Data block -
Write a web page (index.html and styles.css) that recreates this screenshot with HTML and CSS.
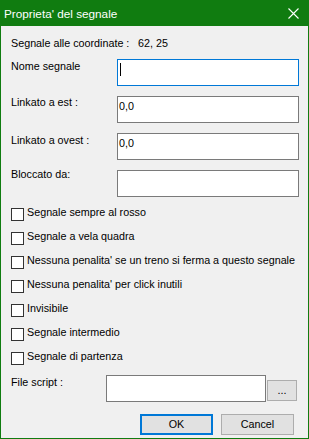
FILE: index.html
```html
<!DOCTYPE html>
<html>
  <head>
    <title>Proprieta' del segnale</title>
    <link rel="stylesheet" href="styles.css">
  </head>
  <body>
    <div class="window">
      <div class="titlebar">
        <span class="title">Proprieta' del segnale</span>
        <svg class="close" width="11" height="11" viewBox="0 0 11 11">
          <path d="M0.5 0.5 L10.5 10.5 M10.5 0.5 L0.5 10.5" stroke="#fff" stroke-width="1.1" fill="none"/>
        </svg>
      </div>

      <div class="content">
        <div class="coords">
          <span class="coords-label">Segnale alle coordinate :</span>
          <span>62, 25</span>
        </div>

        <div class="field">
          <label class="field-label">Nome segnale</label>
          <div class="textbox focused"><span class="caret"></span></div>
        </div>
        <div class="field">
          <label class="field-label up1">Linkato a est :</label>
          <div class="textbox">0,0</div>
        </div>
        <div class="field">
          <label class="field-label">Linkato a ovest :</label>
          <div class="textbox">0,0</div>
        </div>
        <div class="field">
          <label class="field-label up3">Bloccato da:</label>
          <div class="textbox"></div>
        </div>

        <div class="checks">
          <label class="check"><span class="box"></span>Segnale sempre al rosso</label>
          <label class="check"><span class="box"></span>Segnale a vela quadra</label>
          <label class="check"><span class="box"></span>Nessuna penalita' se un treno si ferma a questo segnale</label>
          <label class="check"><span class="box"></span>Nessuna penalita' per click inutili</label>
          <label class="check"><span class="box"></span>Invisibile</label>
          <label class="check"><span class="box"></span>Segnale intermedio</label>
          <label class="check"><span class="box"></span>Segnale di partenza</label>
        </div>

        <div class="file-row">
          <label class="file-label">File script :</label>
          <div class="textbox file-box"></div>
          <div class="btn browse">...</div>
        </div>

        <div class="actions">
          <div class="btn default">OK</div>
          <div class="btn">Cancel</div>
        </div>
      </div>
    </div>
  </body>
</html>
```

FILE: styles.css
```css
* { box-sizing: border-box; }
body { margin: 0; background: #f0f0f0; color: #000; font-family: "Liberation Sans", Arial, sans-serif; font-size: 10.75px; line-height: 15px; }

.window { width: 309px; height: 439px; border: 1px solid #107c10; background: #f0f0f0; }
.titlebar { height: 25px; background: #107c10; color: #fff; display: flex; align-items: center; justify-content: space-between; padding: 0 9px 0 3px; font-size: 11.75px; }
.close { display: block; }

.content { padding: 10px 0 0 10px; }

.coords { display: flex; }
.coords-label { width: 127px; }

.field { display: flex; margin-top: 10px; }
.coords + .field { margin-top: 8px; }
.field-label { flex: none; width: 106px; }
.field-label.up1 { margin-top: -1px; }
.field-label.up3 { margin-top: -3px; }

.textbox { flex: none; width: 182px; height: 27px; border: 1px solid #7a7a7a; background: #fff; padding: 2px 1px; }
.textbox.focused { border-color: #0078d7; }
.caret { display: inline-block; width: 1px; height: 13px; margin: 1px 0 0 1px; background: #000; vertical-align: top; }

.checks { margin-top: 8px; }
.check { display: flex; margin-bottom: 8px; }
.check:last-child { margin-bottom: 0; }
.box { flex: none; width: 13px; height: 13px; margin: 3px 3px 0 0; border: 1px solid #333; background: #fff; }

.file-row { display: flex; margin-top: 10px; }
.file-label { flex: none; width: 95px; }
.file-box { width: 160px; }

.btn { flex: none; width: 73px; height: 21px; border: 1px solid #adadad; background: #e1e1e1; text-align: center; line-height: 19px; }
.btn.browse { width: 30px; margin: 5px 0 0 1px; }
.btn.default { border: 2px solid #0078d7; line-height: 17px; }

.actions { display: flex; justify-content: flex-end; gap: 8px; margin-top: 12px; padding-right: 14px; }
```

The exercise -
Identify each line containing the string "index" and copy it out.

Solution to this exercise -
Write a web page (index.html and styles.css) that recreates this screenshot with HTML and CSS.
FILE: index.html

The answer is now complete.